ECLI:NL:RBROT:2009:BI9910
Rechtbank Rotterdam
- Eerste aanleg - enkelvoudig
- Rechtspraak.nl
Bevoegdheidsincident en beroep op arbitraal beding in civiele zaak tussen World Energy Alternatives LLC en BH Shipping BV
In deze civiele zaak, uitgesproken door de Rechtbank Rotterdam op 10 juni 2009, staat een bevoegdheidsincident centraal, waarbij World Energy Alternatives LLC (WEA) een vordering heeft ingesteld tegen BH Shipping BV (BHS) en een derde gedaagde. WEA vordert een hoofdelijke veroordeling van BHS en de derde gedaagde tot betaling van een bedrag van US$ 137.254,18, vermeerderd met rente en proceskosten. WEA stelt dat BHS wanprestatie heeft gepleegd door onterecht hogere commissies in rekening te brengen en dat er sprake is van een onrechtmatige daad.
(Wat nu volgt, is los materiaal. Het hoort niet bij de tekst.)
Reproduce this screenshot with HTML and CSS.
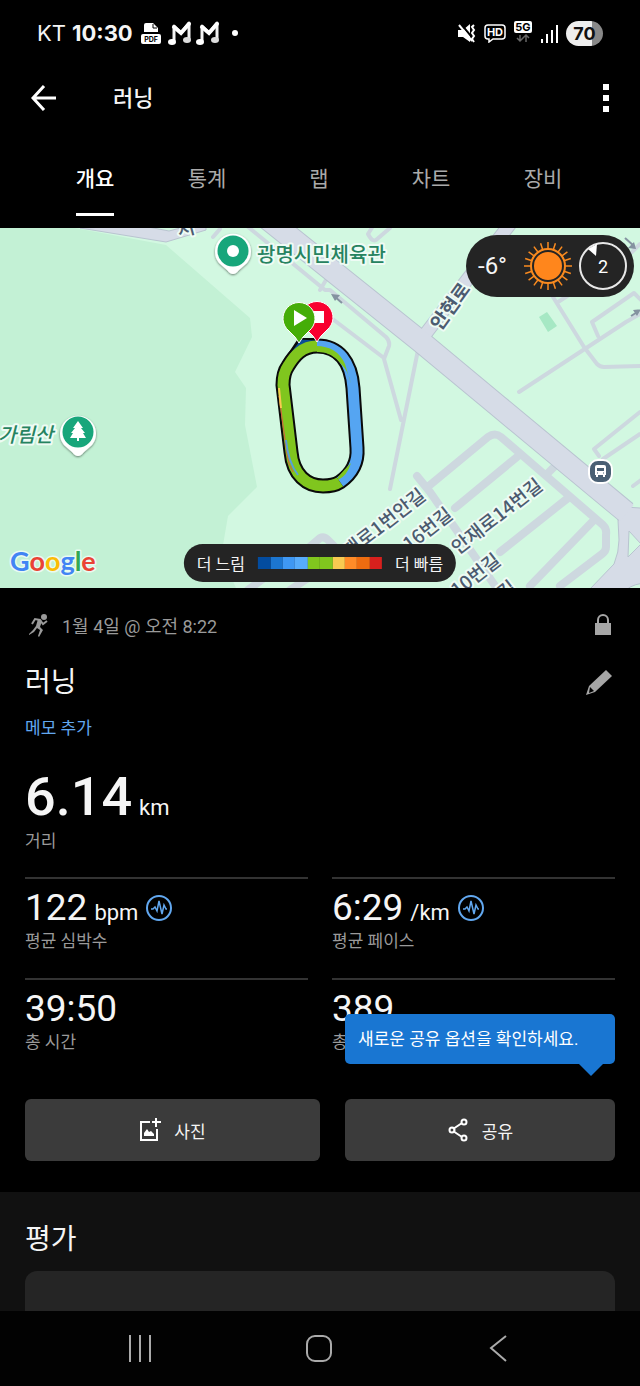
FILE: index.html
```html
<!DOCTYPE html>
<html lang="ko">
<head>
    <meta charset="UTF-8">
    <meta name="viewport" content="width=device-width, initial-scale=1">
    <title>러닝</title>
    <link rel="stylesheet" href="styles.css">
</head>
<body>
    <div class="status-bar">
        <div class="status-left">
            <span class="carrier">KT</span>
            <span class="clock">10:30</span>
            <svg class="pdf-icon" width="20" height="21" viewBox="0 0 20 21">
                <path d="M3 9V2q0-2 2-2h7l5 5v4z" fill="#fff"/>
                <path d="M12 1v4h4" fill="none" stroke="#000" stroke-width="1"/>
                <rect y="11" width="20" height="10" rx="2" fill="#fff"/>
                <text x="10" y="19" text-anchor="middle" class="pdf-text">PDF</text>
            </svg>
            <svg width="24" height="26" viewBox="0 0 24 26">
                <path d="M6 21V6l7 7 8-10v16" fill="none" stroke="#f2f2f2" stroke-width="3" stroke-linejoin="round"/>
                <path d="M6 7l7 6 8-9" fill="none" stroke="#fff" stroke-width="4" stroke-linecap="round"/>
                <ellipse cx="4" cy="22" rx="4" ry="3" fill="#fff"/><ellipse cx="19" cy="20" rx="4" ry="3" fill="#ddd"/>
            </svg>
            <svg width="24" height="26" viewBox="0 0 24 26">
                <path d="M6 21V6l7 7 8-10v16" fill="none" stroke="#f2f2f2" stroke-width="3" stroke-linejoin="round"/>
                <path d="M6 7l7 6 8-9" fill="none" stroke="#fff" stroke-width="4" stroke-linecap="round"/>
                <ellipse cx="4" cy="22" rx="4" ry="3" fill="#fff"/><ellipse cx="19" cy="20" rx="4" ry="3" fill="#ddd"/>
            </svg>
            <span class="dot"></span>
        </div>
        <div class="status-right">
            <svg width="18" height="19" viewBox="0 0 18 19">
                <path d="M0 6h5l7-6v18l-7-5H0z" fill="#fff"/>
                <path d="M3 0l14 17" stroke="#000" stroke-width="2"/>
                <path d="M1 1l13 16" stroke="#fff" stroke-width="2"/>
                <path d="M16 1l-2 2 2 3-2 3 2 3-2 3 2 3" fill="none" stroke="#fff" stroke-width="2"/>
            </svg>
            <svg width="22" height="19" viewBox="0 0 22 19">
                <path d="M4 1h14q3 0 3 3v8q0 3-3 3h-9l-4 3v-3H4q-3 0-3-3V4q0-3 3-3z" fill="none" stroke="#fff" stroke-width="1.5"/>
                <text x="11" y="12" text-anchor="middle" class="hd-text">HD</text>
            </svg>
            <svg width="18" height="24" viewBox="0 0 18 24">
                <rect width="18" height="12" rx="2" fill="#fff"/>
                <text x="9" y="10" text-anchor="middle" class="net-text">5G</text>
                <path d="M6 14v6M3 17l3 3 3-3M12 21v-6M9 17l3-3 3 3" fill="none" stroke="#666" stroke-width="1.5"/>
            </svg>
            <svg width="18" height="19" viewBox="0 0 18 19">
                <path d="M2 15v4M7 10v9M12 6v13M17 1v18" stroke="#fff" stroke-width="2"/>
            </svg>
            <span class="battery">70</span>
        </div>
    </div>

    <header class="app-bar">
        <button class="icon-button" aria-label="뒤로">
            <svg width="26" height="26" viewBox="0 0 26 26">
                <path d="M13 1L2 13l11 12M2 13h23" fill="none" stroke="#fff" stroke-width="3"/>
            </svg>
        </button>
        <span class="app-title">러닝</span>
        <button class="icon-button" aria-label="더보기">
            <svg width="6" height="30" viewBox="0 0 6 30">
                <path d="M0 1h6v6H0zM0 12h6v6H0zM0 23h6v6H0z" fill="#fff"/>
            </svg>
        </button>
    </header>

    <nav class="tabs">
        <a href="#" class="tab active">개요</a>
        <a href="#" class="tab">통계</a>
        <a href="#" class="tab">랩</a>
        <a href="#" class="tab">차트</a>
        <a href="#" class="tab">장비</a>
    </nav>

    <div class="map">
        <svg class="map-canvas" viewBox="0 228 640 360" preserveAspectRatio="xMidYMid slice">
            <defs>
                <filter id="shadow" x="-30%" y="-30%" width="160%" height="160%">
                    <feDropShadow dx="0" dy="1" stdDeviation="1" flood-opacity="0.5"/>
                </filter>
            </defs>
            <rect y="228" width="640" height="360" fill="#d2f8e1"/>
            <path d="M0 228h75l91 17 84 73 2 19-17 35 11 16-1 37 12 62-29 29-5 29 5 25 8 18H0z" fill="#c3f1d5"/>

            <!-- side lanes -->
            <g class="lane">
                <path d="M213 237l7-8M247 226l78 64h5l56 47q4 4 3 9l-5 13 17 61M326 314l58 44M418 350l-28 139"/>
                <path d="M390 228l-14 12q-4 2-8-6l5-8M553 297l31 50 13 17q3 3 7 3l36-1M519 392l107-70 14-8M598 336l-6-14 42-29 8 8M558 302l14-9"/>
                <path d="M640 412l-46 37 5 7M603 459l37-25M633 486l8-6M632 252l8-8M320 290l6-10"/>
            </g>
            <g class="street">
                <path d="M417 476l13 16 68 98M430 485l58-48q7-5 13 0l102 88q4 4 3 10v12q0 4-4 7l-42 32M455 508l62-51M500 552l68-54M530 586l64-66M546 475l10-10"/>
                <path d="M306 550l14-12q4-2 8 2l22 22M248 590l32-24M290 590l42-28"/>
            </g>

            <!-- main roads -->
            <path d="M80 228l86 14 40-12v-3h-22l-15 4-26-5z" fill="#d6dce7" stroke="#b9c4d0"/>
            <path d="M611 506q6 6 7 14l1 20q0 12-5 24l-25 26h37q8-7 22-7v-75h-8z" fill="#d6dce7" stroke="#b9c4d0"/>
            <g fill="none">
                <path d="M420 341l97-126" stroke="#b9c4d0" stroke-width="14"/>
                <path d="M264 216L420 341l77 64 129 107" stroke="#b9c4d0" stroke-width="23"/>
                <path d="M420 341l97-126" stroke="#d6dce7" stroke-width="12"/>
                <path d="M264 216L420 341l77 64 130 108" stroke="#d6dce7" stroke-width="21"/>
            </g>
            <path d="M629 531l12 13-13 13z" fill="#d2f8e1" stroke="#b9c4d0"/>
            <path d="M539 317l8-5 10 14-9 6z" fill="#a6e8c4"/>
            <g fill="none" stroke="#8492a0" stroke-width="2">
                <path d="M342 303l-8-7"/><path d="M625 238l9 8"/><path d="M631 316l8-5"/>
            </g>
            <path d="M331 294l9 1-5 6zM636 249l-8-1 6-6zM641 309l-4 7-4-6z" fill="#8492a0"/>

            <!-- street names -->
            <g class="street-name">
                <text transform="translate(471 289) rotate(-54)" text-anchor="end" class="road-name">안현로</text>
                <text transform="translate(427 498) rotate(-38)" text-anchor="end">재로1번안길</text>
                <text transform="translate(454 517) rotate(-38)" text-anchor="end">16번길</text>
                <text transform="translate(544 488) rotate(-38)" text-anchor="end">안재로14번길</text>
                <text transform="translate(502 563) rotate(-38)" text-anchor="end">10번길</text>
                <text transform="translate(518 590) rotate(-38)" text-anchor="end">길</text>
                <text transform="translate(196 233) rotate(-15)" text-anchor="end">서</text>
            </g>
            <text x="257" y="262" class="place">광명시민체육관</text>
            <text x="-2" y="442" class="place italic">가림산</text>

            <!-- place pins -->
            <g filter="url(#shadow)" fill="#fff">
                <path d="M233 274q-3 0-6-4l-8-7a18 18 0 1 1 28 0l-8 7q-3 4-6 4z"/>
                <path d="M78 456q-3 0-6-4l-8-7a18 18 0 1 1 28 0l-8 7q-3 4-6 4z"/>
            </g>
            <circle cx="233" cy="251" r="15.500" fill="#18a67b"/><circle cx="233" cy="251" r="6" fill="#fff"/>
            <circle cx="78" cy="432" r="15.500" fill="#18a67b"/>
            <path d="M78 421l5 7h-2l4 5h-2l3 5h-7v3h-2v-3h-7l3-5h-2l4-5h-2z" fill="#fff"/>
            <rect x="589" y="460" width="23" height="23" rx="9" fill="#4a6074" stroke="#fff" stroke-width="2"/>
            <path d="M597 465h7q2 0 2 2v8h-1v2h-2v-2h-5v2h-2v-2h-1v-8q0-2 2-2z" fill="#fff"/>
            <path d="M597 468h7v3h-7z" fill="#4a6074"/>
            <path d="M597 473h1M603 473h1" stroke="#4a6074"/>

            <!-- running track -->
            <g fill="none">
                <path d="M286 362l14-21h14l10 6" stroke="#0a0a0a" stroke-width="6"/>
                <path class="track-edge" d="M317 346C302 346 294 356 288 366Q283 373 283 385L291 452C293 475 307 486 323 486Q334 486 340 482C353 473 358 462 357 448L353 388C351 362 339 346 317 346z"/>
                <path d="M289 360l13-18 12 1 10 3" stroke="#0b4d96" stroke-width="5"/>
                <path class="track blue" d="M340 482C353 473 358 462 357 448L353 388C351 362 339 346 317 346"/>
                <path class="track green" d="M317 346C302 346 294 356 288 366Q283 373 283 385L291 452C293 475 307 486 323 486Q334 486 340 482"/>
                <path d="M316 346q21 0 29 18l6 20q-3-14-10-20-10-13-24-12z" fill="#80c61e"/>
                <path d="M338 480q9-4 13-17-6 6-13 14z" fill="#80c61e"/>
                <path d="M279 396l8 58q1 10 6 18" stroke="#d85a42" stroke-width="1"/>
                <path d="M279 388l2 20" stroke="#f8ca51" stroke-width="2"/>
                <path d="M286 440q2 22 12 35" stroke="#57a0d8" stroke-width="2"/>
            </g>
            <path d="M317 342q-3-6-10-12a16 16 0 1 1 20 0q-7 6-10 12z" fill="#f8002e" stroke="#fff"/>
            <path d="M312 311h12v12h-12z" fill="#fff"/>
            <path d="M299 343q-3-6-10-12a16 16 0 1 1 20 0q-7 6-10 12z" fill="#45ad08" stroke="#fff"/>
            <path d="M294 310l13 8-13 8z" fill="#fff"/>

            <text x="10" y="571" class="google"><tspan fill="#4285f4">G</tspan><tspan fill="#ea4335">o</tspan><tspan fill="#fbbc05">o</tspan><tspan fill="#4285f4">g</tspan><tspan fill="#34a853">l</tspan><tspan fill="#ea4335">e</tspan></text>
        </svg>

        <div class="weather">
            <span class="temperature">-6°</span>
            <svg width="48" height="48" viewBox="-24 -24 48 48">
                <g stroke="#f98a1f" stroke-width="1.500">
                    <path id="rays" d="M0-24V-16M0 24V16M-24 0H-16M24 0H16"/>
                    <use href="#rays" transform="rotate(18)"/>
                    <use href="#rays" transform="rotate(36)"/>
                    <use href="#rays" transform="rotate(54)"/>
                    <use href="#rays" transform="rotate(72)"/>
                </g>
                <circle r="17" fill="#242424" stroke="#f98a1f" stroke-width="2"/>
                <circle r="14" fill="#ff861c"/>
            </svg>
            <svg width="48" height="48" viewBox="-24 -24 48 48">
                <circle r="23" fill="none" stroke="#e8e8e8" stroke-width="2"/>
                <path d="M-15-17L-6-22-7-10z" fill="#fff"/>
                <text y="7" text-anchor="middle" class="wind">2</text>
            </svg>
        </div>

        <div class="legend">
            <span>더 느림</span>
            <div class="legend-colors">
                <i class="c1"></i><i class="c2"></i><i class="c3"></i><i class="c4"></i><i class="c5"></i><i class="c5"></i><i class="c6"></i><i class="c7"></i><i class="c8"></i><i class="c9"></i>
            </div>
            <span>더 빠름</span>
        </div>
    </div>

    <main class="summary">
        <div class="row date-row">
            <div class="date">
                <svg width="25" height="24" viewBox="0 0 25 24">
                    <circle cx="19" cy="4" r="3" fill="#9a9a9a"/>
                    <path d="M7 11l3-5 5 1 3 4 4-3" fill="none" stroke="#9a9a9a" stroke-width="2"/>
                    <path d="M11 13l2-7 4 2-2 6 3 3-4 7-1-1 2-6-3-2-3 4-5 3v-1l4-4z" fill="#9a9a9a"/>
                </svg>
                <span>1월 4일 @ 오전 8:22</span>
            </div>
            <svg class="lock" width="18" height="22" viewBox="0 0 18 22">
                <path d="M4 10V6a5 5 0 0 1 10 0v4" fill="none" stroke="#a6a6a6" stroke-width="2"/>
                <path d="M1 9h16v12H1z" fill="#a6a6a6"/>
            </svg>
        </div>
        <div class="row title-row">
            <h1>러닝</h1>
            <button class="icon-button" aria-label="이름 수정">
                <svg width="30" height="28" viewBox="0 0 30 28">
                    <path d="M21 1l6 6-17 16-9 3 3-9z" fill="#a6a6a6"/>
                    <path d="M5 18l4 4-5 2z" fill="#000"/>
                </svg>
            </button>
        </div>
        <a href="#" class="note-link">메모 추가</a>

        <div class="distance">
            <div class="distance-line"><span class="distance-value">6.14</span><span class="unit">km</span></div>
            <div class="label">거리</div>
        </div>

        <div class="stats">
            <div class="stat">
                <div class="stat-line">
                    <span class="value">122</span><span class="unit">bpm</span>
                    <svg class="pulse" width="28" height="28" viewBox="0 0 28 28">
                        <circle cx="14" cy="14" r="12" stroke-width="2"/>
                        <path d="M6 15h2l2-2 2 4 2-10 3 13 2-9 2 4h1"/>
                    </svg>
                </div>
                <div class="label">평균 심박수</div>
            </div>
            <div class="stat">
                <div class="stat-line">
                    <span class="value">6:29</span><span class="unit">/km</span>
                    <svg class="pulse" width="28" height="28" viewBox="0 0 28 28">
                        <circle cx="14" cy="14" r="12" stroke-width="2"/>
                        <path d="M6 15h2l2-2 2 4 2-10 3 13 2-9 2 4h1"/>
                    </svg>
                </div>
                <div class="label">평균 페이스</div>
            </div>
            <div class="stat">
                <div class="stat-line"><span class="value">39:50</span></div>
                <div class="label">총 시간</div>
            </div>
            <div class="stat">
                <div class="stat-line"><span class="value">389</span></div>
                <div class="label">총 칼로리</div>
            </div>
        </div>

        <div class="actions">
            <div class="action photo">
                <button class="action-button">
                    <svg width="22" height="24" viewBox="0 0 22 24">
                        <path d="M11 4H2v18h16V11" fill="none" stroke="#fff" stroke-width="2"/>
                        <path d="M17 0v9M13 4h9" stroke="#fff" stroke-width="2"/>
                        <path d="M5 18v-3l3-4 2 3 2-1 3 3v2z" fill="#fff"/>
                    </svg>
                    사진
                </button>
            </div>
            <div class="action share">
                <div class="tooltip">새로운 공유 옵션을 확인하세요.</div>
                <button class="action-button">
                    <svg width="22" height="24" viewBox="0 0 22 24">
                        <g fill="none" stroke="#fff" stroke-width="2">
                            <path d="M6 11l9-6M6 13l9 6"/>
                            <circle cx="5" cy="12" r="2.500"/><circle cx="17" cy="4" r="2.500"/><circle cx="17" cy="20" r="2.500"/>
                        </g>
                    </svg>
                    공유
                </button>
            </div>
        </div>
    </main>

    <section class="rating">
        <h2>평가</h2>
        <div class="rating-card"></div>
    </section>

    <div class="system-nav">
        <button class="icon-button" aria-label="최근 앱">
            <svg width="26" height="30" viewBox="0 0 26 30">
                <path d="M3 1v27M13 1v27M23 1v27" stroke="#aaa" stroke-width="2"/>
            </svg>
        </button>
        <button class="icon-button" aria-label="홈">
            <svg width="26" height="30" viewBox="0 0 26 30">
                <rect x="1" y="2" width="24" height="25" rx="8" fill="none" stroke="#aaa" stroke-width="2"/>
            </svg>
        </button>
        <button class="icon-button" aria-label="이전">
            <svg width="26" height="30" viewBox="0 0 26 30">
                <path d="M21 2L6 14l15 13" fill="none" stroke="#aaa" stroke-width="2"/>
            </svg>
        </button>
    </div>
</body>
</html>
```

FILE: styles.css
```css
* {
    box-sizing: border-box;
}

body {
    margin: 0;
    min-height: 100vh;
    display: flex;
    flex-direction: column;
    background: #000;
    color: #f5f5f5;
    font-family: Roboto, "Noto Sans CJK KR", sans-serif;
}

svg {
    display: block;
    flex-shrink: 0;
}

a {
    text-decoration: none;
}

button {
    font-family: inherit;
    color: inherit;
    border: none;
    cursor: pointer;
}

.icon-button {
    background: none;
    padding: 0;
}

/* Status bar */
.status-bar {
    display: flex;
    justify-content: space-between;
    align-items: center;
    height: 66px;
    padding: 0 37px;
    font-family: Inter, "Noto Sans CJK KR", sans-serif;
    font-size: 22px;
}

.status-left,
.status-right {
    display: flex;
    align-items: center;
    gap: 8px;
}

.status-left {
    gap: 4px;
}

.carrier {
    margin-right: 2px;
}

.clock {
    font-weight: 700;
    margin-right: 4px;
}

.pdf-icon {
    margin-right: 3px;
}

.pdf-text {
    font: 700 7px Inter, sans-serif;
}

.hd-text {
    font: 700 11px Inter, sans-serif;
    fill: #fff;
}

.net-text {
    font: 700 11px Inter, sans-serif;
}

.dot {
    width: 6px;
    height: 6px;
    margin-left: 8px;
    border-radius: 50%;
    background: #fff;
}

.battery {
    width: 37px;
    height: 25px;
    line-height: 25px;
    border-radius: 13px;
    background: linear-gradient(90deg, #eee 70%, #888 70%);
    color: #111;
    font-size: 18px;
    font-weight: 700;
    text-align: center;
}

/* App bar */
.app-bar {
    display: flex;
    align-items: center;
    height: 64px;
    padding: 0 31px;
}

.app-title {
    flex: 1;
    margin-left: 56px;
    padding-bottom: 4px;
    font-size: 22px;
    font-weight: 500;
}

.tabs {
    display: grid;
    grid-template-columns: repeat(5, 1fr);
    justify-items: center;
    height: 98px;
    padding: 12px 41px 12px 39px;
}

.tab {
    padding: 22px 0 19px;
    line-height: 30px;
    font-size: 21px;
    color: #aaa;
}

.tab.active {
    color: #fff;
    font-weight: 500;
    border-bottom: 3px solid #fff;
}

/* Map */
.map {
    position: relative;
    height: 360px;
    overflow: hidden;
}

.map-canvas {
    width: 100%;
    height: 100%;
}

.lane,
.street {
    fill: none;
    stroke: #cdd8df;
    stroke-width: 4;
    stroke-linecap: round;
    stroke-linejoin: round;
}

.street {
    stroke-width: 8;
}

.street-name,
.place {
    font-family: "Noto Sans CJK KR", sans-serif;
    font-weight: 500;
    font-size: 19px;
    fill: #4c5b70;
    stroke: #eefbf4;
    stroke-width: 4px;
    stroke-linejoin: round;
    paint-order: stroke;
}

.road-name {
    font-weight: 700;
}

.place {
    font-size: 20px;
    fill: #268360;
}

.italic {
    font-style: italic;
}

.track-edge {
    stroke: #0a0a0a;
    stroke-width: 15;
}

.track {
    stroke-width: 11;
}

.green {
    stroke: #80c61e;
}

.blue {
    stroke: #55a5f2;
}

.google {
    font-family: Lato, sans-serif;
    font-size: 27px;
    font-weight: 700;
    stroke: #e9fbf1;
    stroke-width: 3px;
    stroke-linejoin: round;
    paint-order: stroke;
}

.weather {
    position: absolute;
    top: 7px;
    right: 6px;
    display: flex;
    align-items: center;
    gap: 7px;
    height: 62px;
    padding: 0 7px 0 12px;
    border-radius: 31px;
    background: #242424;
}

.temperature {
    width: 39px;
    font-size: 24px;
}

.wind {
    font-size: 18px;
    fill: #fff;
}

.legend {
    position: absolute;
    bottom: 6px;
    left: 50%;
    transform: translateX(-50%);
    display: flex;
    align-items: center;
    gap: 13px;
    height: 38px;
    padding: 0 13px;
    border-radius: 19px;
    background: #242424;
    font-size: 16px;
    white-space: nowrap;
}

.legend-colors {
    display: flex;
    width: 124px;
    height: 12px;
}

.legend-colors i {
    flex: 1;
}

.c1 { background: #034c9f; }
.c2 { background: #1c76d0; }
.c3 { background: #3f98f3; }
.c4 { background: #57acfb; }
.c5 { background: #80c61e; }
.c6 { background: #f8ca51; }
.c7 { background: #ff8b28; }
.c8 { background: #ee6c10; }
.c9 { background: #d8201d; }

/* Summary */
.summary {
    padding: 21px 25px 31px;
}

.row {
    display: flex;
    justify-content: space-between;
    align-items: center;
}

.date-row {
    height: 32px;
    color: #9a9a9a;
    font-size: 18px;
}

.date {
    display: flex;
    align-items: center;
    gap: 12px;
}

.lock {
    margin-right: 3px;
}

.title-row {
    height: 40px;
    margin-top: 22px;
}

h1,
h2 {
    margin: 0;
    font-size: 28px;
    font-weight: 400;
    line-height: 42px;
}

.note-link {
    display: block;
    margin-top: 13px;
    line-height: 24px;
    font-size: 17px;
    color: #62a8f0;
}

.distance {
    margin-top: 25px;
}

.distance-line {
    display: flex;
    align-items: baseline;
    gap: 7px;
}

.distance-value {
    font-size: 54px;
    font-weight: 500;
    line-height: 64px;
}

.unit {
    font-size: 22px;
}

.label {
    line-height: 24px;
    font-size: 17px;
    color: #9a9a9a;
}

.stats {
    display: grid;
    grid-template-columns: 1fr 1fr;
    column-gap: 24px;
    margin-top: 24px;
}

.stat {
    height: 101px;
    padding-top: 7px;
    border-top: 2px solid #333;
}

.stat-line {
    display: flex;
    align-items: baseline;
    gap: 7px;
    height: 43px;
    line-height: 43px;
}

.value {
    font-size: 37px;
}

.pulse {
    align-self: center;
    fill: none;
    stroke: #62a8f0;
    stroke-width: 1.5;
}

.actions {
    display: flex;
    gap: 25px;
    margin-top: 20px;
}

.action {
    position: relative;
}

.photo {
    flex: 295;
}

.share {
    flex: 270;
}

.action-button {
    display: flex;
    align-items: center;
    justify-content: center;
    gap: 13px;
    width: 100%;
    height: 62px;
    border-radius: 6px;
    background: #3b3b3b;
    font-size: 17px;
    font-weight: 400;
}

.tooltip {
    position: absolute;
    left: 0;
    right: 0;
    bottom: calc(100% + 35px);
    padding: 0 13px;
    line-height: 50px;
    border-radius: 5px;
    background: #1976d2;
    color: #fff;
    font-size: 17px;
    white-space: nowrap;
}

.tooltip::after {
    content: '';
    position: absolute;
    top: 100%;
    right: 12px;
    border: 12px solid transparent;
    border-top-color: #1976d2;
    border-bottom: none;
}

/* Rating */
.rating {
    flex: 1;
    display: flex;
    flex-direction: column;
    gap: 10px;
    padding: 27px 25px 0;
    background: #111;
}

.rating-card {
    flex: 1;
    min-height: 40px;
    border-radius: 12px 12px 0 0;
    background: #252525;
}

.system-nav {
    display: flex;
    justify-content: space-between;
    align-items: center;
    height: 75px;
    padding: 0 129px 0 127px;
    background: #020202;
}
```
BHS en de derde gedaagde hebben echter de onbevoegdheid van de rechtbank ingeroepen, stellende dat er een arbitraal beding van toepassing is, dat hen zou verplichten om het geschil via arbitrage te beslechten.
De rechtbank heeft in haar beoordeling vastgesteld dat er geen contractuele relatie bestaat tussen WEA en de derde gedaagde, waardoor het arbitraal beding niet van toepassing is. De rechtbank heeft partijen bevolen om op een bepaalde datum te verschijnen voor een schikkingsgesprek, waarbij zij de gelegenheid krijgen om hun standpunten verder toe te lichten. De rechtbank heeft tevens bepaald dat alle relevante stukken uiterlijk twee weken voor de zitting aan de rechtbank en de wederpartij moeten worden toegezonden. De behandeling van de hoofdzaak is aangehouden totdat er een beslissing is genomen in het bevoegdheidsincident en het vrijwaringsincident. Dit vonnis benadrukt het belang van contractuele relaties in het kader van arbitrage en de noodzaak voor partijen om duidelijkheid te scheppen over de toepasselijkheid van algemene voorwaarden.